§ PROBLEM DESCRIPTION: All of the data should be output character for character, except the pictures.
━━ GIVEN INFORMATION
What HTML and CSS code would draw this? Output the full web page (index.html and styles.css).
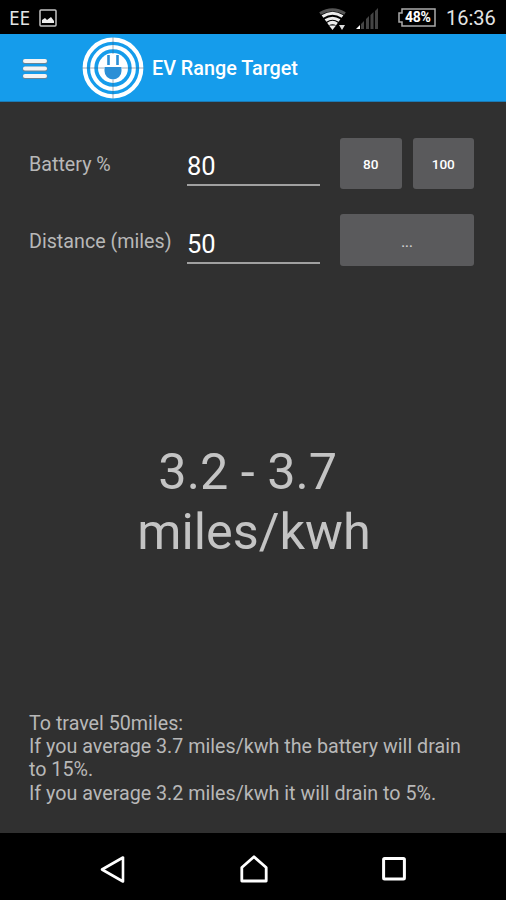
FILE: index.html
```html
<!DOCTYPE html>
<html lang="en">
<head>
    <meta charset="utf-8">
    <title>EV Range Target</title>
    <link rel="stylesheet" href="styles.css">
</head>
<body>
    <div class="status">
        <span class="carrier">EE</span>
        <svg class="picture" width="18" height="18" viewBox="0 0 18 18">
            <rect x="1" y="1" width="16" height="16" rx="1" fill="none" stroke="#c4c4c4" stroke-width="1.5"/>
            <path d="M3 14v-3l3-2 2 2 4-3 3 4v2z" fill="#eee"/>
        </svg>
        <svg class="wifi" width="28" height="23" viewBox="0 0 28 23">
            <path d="M1 5.500Q13.500-2 26 5.500" fill="none" stroke="#555" stroke-width="3"/>
            <path d="M3.500 8.500Q13.500 2 23.500 8.500M6.500 12.500Q13.500 8 20.500 12.500M9 16Q13.500 13 18 16" fill="none" stroke="#eee" stroke-width="3.200"/>
            <path d="M10 17.500h7L13.500 22z" fill="#eee"/>
            <path d="M20 17h6l-3 5z" fill="#ddd"/>
        </svg>
        <svg class="signal" width="23" height="22" viewBox="0 0 23 22">
            <path d="M5 21v-5l3-3v8zM10 21v-10l3-3v13zM14.500 21V7l3-3v17zM19 21V3l3-3v21z" fill="#444"/>
            <path d="M0 21l4-4v4z" fill="#fff"/>
        </svg>
        <div class="battery">
            <svg width="40" height="20" viewBox="0 0 40 20">
                <path d="M5 1h33v17H5v-4H2V5h3z" fill="none" stroke="#aaa" stroke-width="1.500"/>
            </svg>
            <span>48%</span>
        </div>
        <span class="clock">16:36</span>
    </div>

    <div class="appbar">
        <svg class="menu" width="26" height="22" viewBox="0 0 26 22">
            <path d="M3 3.500h20M3 11h20M3 18.500h20" stroke="#6b8596" stroke-width="5" stroke-linecap="round"/>
            <path d="M3 3h20M3 10.500h20M3 18h20" stroke="#f4f4f4" stroke-width="4" stroke-linecap="round"/>
        </svg>
        <svg class="logo" width="62" height="62" viewBox="0 0 62 62">
            <circle cx="31" cy="31" r="28.300" fill="none" stroke="#fff" stroke-width="4.200"/>
            <circle cx="31" cy="31" r="20.800" fill="none" stroke="#fff" stroke-width="4.200"/>
            <circle cx="31" cy="31" r="15" fill="#fff"/>
            <path d="M26.500 18v10M35.500 18v10" stroke="#2b8fd6" stroke-width="2.600"/>
            <path d="M22.500 30h17v4a8.500 8.500 0 0 1-17 0z" fill="#2b8fd6"/>
            <path d="M31 0v17M31 43v19M0 31h22M40 31h22" stroke="#45627c" stroke-width="1" opacity=".5"/>
        </svg>
        <h1>EV Range Target</h1>
    </div>

    <div class="content">
        <div class="form">
            <label for="battery">Battery %</label>
            <input type="text" id="battery" value="80">
            <div class="buttons">
                <button>80</button>
                <button>100</button>
            </div>
            <label for="distance">Distance (miles)</label>
            <input type="text" id="distance" value="50">
            <div class="buttons">
                <button class="more">...</button>
            </div>
        </div>
        <div class="result">3.2 - 3.7 
miles/kwh</div>
        <p class="details">
            To travel 50miles:<br>
            If you average 3.7 miles/kwh the battery will drain<br>
            to 15%.<br>
            If you average 3.2 miles/kwh it will drain to 5%.
        </p>
    </div>

    <div class="navbar">
        <svg width="28" height="30" viewBox="0 0 28 30">
            <path d="M3 15.500L24 3.500v24z" fill="none" stroke="#fff" stroke-width="2.600" stroke-linejoin="round"/>
        </svg>
        <svg width="30" height="30" viewBox="0 0 30 30">
            <path d="M2.800 27V13.500L15 2.800l12.200 10.700V27z" fill="none" stroke="#fff" stroke-width="2.800" stroke-linejoin="round"/>
        </svg>
        <svg width="26" height="26" viewBox="0 0 26 26">
            <rect x="2.600" y="2.600" width="20.800" height="20.400" rx="1" fill="none" stroke="#fff" stroke-width="3"/>
        </svg>
    </div>
</body>
</html>
```

FILE: styles.css
```css
* {
    box-sizing: border-box;
}

body {
    margin: 0;
    height: 900px;
    display: flex;
    flex-direction: column;
    background-color: #303030;
    color: #b8b8b8;
    font-family: Roboto, sans-serif;
    font-size: 19.7px;
    overflow: hidden;
}

svg {
    display: block;
    flex: none;
}

.status {
    height: 34px;
    display: flex;
    align-items: center;
    padding: 2px 10px 0 9px;
    background-color: #000;
    color: #e4e4e4;
}

.carrier {
    font-family: "Noto Sans", sans-serif;
    font-size: 19px;
    width: 30px;
}

.wifi {
    margin-left: auto;
    margin-top: 2px;
}

.signal {
    margin-left: 9px;
    margin-top: 1px;
}

.battery {
    position: relative;
    margin-left: 18px;
}

.battery span {
    position: absolute;
    left: 8px;
    top: 1px;
    font-size: 14px;
    line-height: 16px;
    font-weight: bold;
    letter-spacing: -0.3px;
    color: #fff;
}

.clock {
    width: 50px;
    margin-left: 9px;
    font-size: 20px;
    white-space: nowrap;
}

.appbar {
    height: 68px;
    display: flex;
    align-items: center;
    padding-left: 22px;
    background-color: #159ceb;
    border-bottom: 1px solid #1b7ab5;
}

.menu {
    margin-top: 2px;
}

.logo {
    margin-left: 34px;
}

h1 {
    margin: 2px 0 0 8px;
    font-size: 19.8px;
    font-weight: 500;
    color: #fff;
}

.content {
    height: 731px;
    display: flex;
    flex-direction: column;
    padding: 36px 28px 28px;
}

.form {
    display: grid;
    grid-template-columns: 159px 133px 154px;
    grid-template-rows: 51px 52px;
    row-gap: 25px;
}

label {
    align-self: center;
    padding: 2px 0 0 1px;
    white-space: nowrap;
}

input {
    width: 133px;
    height: 38px;
    margin-top: 10px;
    padding: 0;
    border: 0;
    border-bottom: 2px solid #a0a0a0;
    background: none;
    color: #fff;
    font-family: inherit;
    font-size: 25.5px;
}

#distance {
    margin-top: 12px;
}

.buttons {
    display: flex;
    gap: 11px;
    width: 134px;
    margin-left: 20px;
}

button {
    flex: 1;
    padding: 0;
    border: 0;
    border-radius: 3px;
    background-color: #5a5a5c;
    color: #fff;
    font-family: inherit;
    font-size: 13.6px;
    font-weight: 500;
}

.more {
    padding-top: 3px;
    color: #d0d0d0;
}

.result {
    margin-top: 176px;
    padding-left: 2px;
    font-size: 50.4px;
    line-height: 60px;
    text-align: center;
    white-space: pre;
    color: #c4c4c4;
}

.details {
    margin: auto 0 0 1px;
    line-height: 23.3px;
    white-space: nowrap;
}

.navbar {
    height: 67px;
    display: flex;
    align-items: center;
    justify-content: space-between;
    padding: 4px 99px 0 99px;
    background-color: #000;
}
```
━━━━
§ WORKED SOLUTION:
What HTML and CSS code would draw this? Output the full web page (index.html and styles.css).
FILE: index.html
```html
<!DOCTYPE html>
<html lang="en">
<head>
    <meta charset="utf-8">
    <title>EV Range Target</title>
    <link rel="stylesheet" href="styles.css">
</head>
<body>
    <div class="status">
        <span class="carrier">EE</span>
        <svg class="picture" width="18" height="18" viewBox="0 0 18 18">
            <rect x="1" y="1" width="16" height="16" rx="1" fill="none" stroke="#c4c4c4" stroke-width="1.5"/>
            <path d="M3 14v-3l3-2 2 2 4-3 3 4v2z" fill="#eee"/>
        </svg>
        <svg class="wifi" width="28" height="23" viewBox="0 0 28 23">
            <path d="M1 5.500Q13.500-2 26 5.500" fill="none" stroke="#555" stroke-width="3"/>
            <path d="M3.500 8.500Q13.500 2 23.500 8.500M6.500 12.500Q13.500 8 20.500 12.500M9 16Q13.500 13 18 16" fill="none" stroke="#eee" stroke-width="3.200"/>
            <path d="M10 17.500h7L13.500 22z" fill="#eee"/>
            <path d="M20 17h6l-3 5z" fill="#ddd"/>
        </svg>
        <svg class="signal" width="23" height="22" viewBox="0 0 23 22">
            <path d="M5 21v-5l3-3v8zM10 21v-10l3-3v13zM14.500 21V7l3-3v17zM19 21V3l3-3v21z" fill="#444"/>
            <path d="M0 21l4-4v4z" fill="#fff"/>
        </svg>
        <div class="battery">
            <svg width="40" height="20" viewBox="0 0 40 20">
                <path d="M5 1h33v17H5v-4H2V5h3z" fill="none" stroke="#aaa" stroke-width="1.500"/>
            </svg>
            <span>48%</span>
        </div>
        <span class="clock">16:36</span>
    </div>

    <div class="appbar">
        <svg class="menu" width="26" height="22" viewBox="0 0 26 22">
            <path d="M3 3.500h20M3 11h20M3 18.500h20" stroke="#6b8596" stroke-width="5" stroke-linecap="round"/>
            <path d="M3 3h20M3 10.500h20M3 18h20" stroke="#f4f4f4" stroke-width="4" stroke-linecap="round"/>
        </svg>
        <svg class="logo" width="62" height="62" viewBox="0 0 62 62">
            <circle cx="31" cy="31" r="28.300" fill="none" stroke="#fff" stroke-width="4.200"/>
            <circle cx="31" cy="31" r="20.800" fill="none" stroke="#fff" stroke-width="4.200"/>
            <circle cx="31" cy="31" r="15" fill="#fff"/>
            <path d="M26.500 18v10M35.500 18v10" stroke="#2b8fd6" stroke-width="2.600"/>
            <path d="M22.500 30h17v4a8.500 8.500 0 0 1-17 0z" fill="#2b8fd6"/>
            <path d="M31 0v17M31 43v19M0 31h22M40 31h22" stroke="#45627c" stroke-width="1" opacity=".5"/>
        </svg>
        <h1>EV Range Target</h1>
    </div>

    <div class="content">
        <div class="form">
            <label for="battery">Battery %</label>
            <input type="text" id="battery" value="80">
            <div class="buttons">
                <button>80</button>
                <button>100</button>
            </div>
            <label for="distance">Distance (miles)</label>
            <input type="text" id="distance" value="50">
            <div class="buttons">
                <button class="more">...</button>
            </div>
        </div>
        <div class="result">3.2 - 3.7 
miles/kwh</div>
        <p class="details">
            To travel 50miles:<br>
            If you average 3.7 miles/kwh the battery will drain<br>
            to 15%.<br>
            If you average 3.2 miles/kwh it will drain to 5%.
        </p>
    </div>

    <div class="navbar">
        <svg width="28" height="30" viewBox="0 0 28 30">
            <path d="M3 15.500L24 3.500v24z" fill="none" stroke="#fff" stroke-width="2.600" stroke-linejoin="round"/>
        </svg>
        <svg width="30" height="30" viewBox="0 0 30 30">
            <path d="M2.800 27V13.500L15 2.800l12.200 10.700V27z" fill="none" stroke="#fff" stroke-width="2.800" stroke-linejoin="round"/>
        </svg>
        <svg width="26" height="26" viewBox="0 0 26 26">
            <rect x="2.600" y="2.600" width="20.800" height="20.400" rx="1" fill="none" stroke="#fff" stroke-width="3"/>
        </svg>
    </div>
</body>
</html>
```

FILE: styles.css
```css
* {
    box-sizing: border-box;
}

body {
    margin: 0;
    height: 900px;
    display: flex;
    flex-direction: column;
    background-color: #303030;
    color: #b8b8b8;
    font-family: Roboto, sans-serif;
    font-size: 19.7px;
    overflow: hidden;
}

svg {
    display: block;
    flex: none;
}

.status {
    height: 34px;
    display: flex;
    align-items: center;
    padding: 2px 10px 0 9px;
    background-color: #000;
    color: #e4e4e4;
}

.carrier {
    font-family: "Noto Sans", sans-serif;
    font-size: 19px;
    width: 30px;
}

.wifi {
    margin-left: auto;
    margin-top: 2px;
}

.signal {
    margin-left: 9px;
    margin-top: 1px;
}

.battery {
    position: relative;
    margin-left: 18px;
}

.battery span {
    position: absolute;
    left: 8px;
    top: 1px;
    font-size: 14px;
    line-height: 16px;
    font-weight: bold;
    letter-spacing: -0.3px;
    color: #fff;
}

.clock {
    width: 50px;
    margin-left: 9px;
    font-size: 20px;
    white-space: nowrap;
}

.appbar {
    height: 68px;
    display: flex;
    align-items: center;
    padding-left: 22px;
    background-color: #159ceb;
    border-bottom: 1px solid #1b7ab5;
}

.menu {
    margin-top: 2px;
}

.logo {
    margin-left: 34px;
}

h1 {
    margin: 2px 0 0 8px;
    font-size: 19.8px;
    font-weight: 500;
    color: #fff;
}

.content {
    height: 731px;
    display: flex;
    flex-direction: column;
    padding: 36px 28px 28px;
}

.form {
    display: grid;
    grid-template-columns: 159px 133px 154px;
    grid-template-rows: 51px 52px;
    row-gap: 25px;
}

label {
    align-self: center;
    padding: 2px 0 0 1px;
    white-space: nowrap;
}

input {
    width: 133px;
    height: 38px;
    margin-top: 10px;
    padding: 0;
    border: 0;
    border-bottom: 2px solid #a0a0a0;
    background: none;
    color: #fff;
    font-family: inherit;
    font-size: 25.5px;
}

#distance {
    margin-top: 12px;
}

.buttons {
    display: flex;
    gap: 11px;
    width: 134px;
    margin-left: 20px;
}

button {
    flex: 1;
    padding: 0;
    border: 0;
    border-radius: 3px;
    background-color: #5a5a5c;
    color: #fff;
    font-family: inherit;
    font-size: 13.6px;
    font-weight: 500;
}

.more {
    padding-top: 3px;
    color: #d0d0d0;
}

.result {
    margin-top: 176px;
    padding-left: 2px;
    font-size: 50.4px;
    line-height: 60px;
    text-align: center;
    white-space: pre;
    color: #c4c4c4;
}

.details {
    margin: auto 0 0 1px;
    line-height: 23.3px;
    white-space: nowrap;
}

.navbar {
    height: 67px;
    display: flex;
    align-items: center;
    justify-content: space-between;
    padding: 4px 99px 0 99px;
    background-color: #000;
}
```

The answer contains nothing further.